Economic indicators - T
The measure in the differences between exports and imports of any type of services or tangible goods is called trade balance. The levels of these measurements are a widely accepted way to follow the foreign exchange markets. The trade balance is a major indicator in the various trends in foreign exchange. The overall economic status of the economy is determined by the levels of the trade balance.
Often it's the best interest of the economy to examine the growth rates for imports or exports on a separate basis. The trends that occur in the activities of a particular country in exporting products reflect greatly on the competitive position the country holds and its economic strength. The trends that occur in importing products, does just the opposite and reflects the economic strength of the domestic activity.

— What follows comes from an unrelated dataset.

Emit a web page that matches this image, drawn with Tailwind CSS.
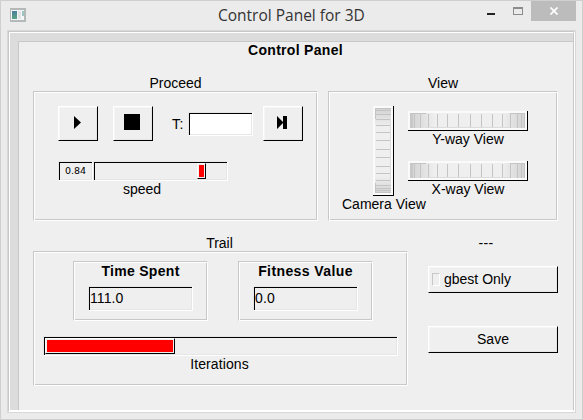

Typically, any nation that has a substantial deficit in their trade balance will have a weak currency. This is due to the fact that commercial selling of that particular currency is continual. Financial investments that flow for extended periods of time can however offset the effect that trade balance deficits can have on the currency.
A trade gap that is consistently widening raises concerns that the dollar is over valued, this is of particular concern when exports are weak. Strong imports create more complex issues that perhaps the domestic spending is too strong. When this occurs, higher interest rates are sometimes needed to support the dollar.
At the same time, there could also be pressure to weaken the dollar in order to close the trade gap by boosting exports. Whenever the trade deficit is higher than anticipated, it tends to make the dollar weaker, especially if the exports are weak as well.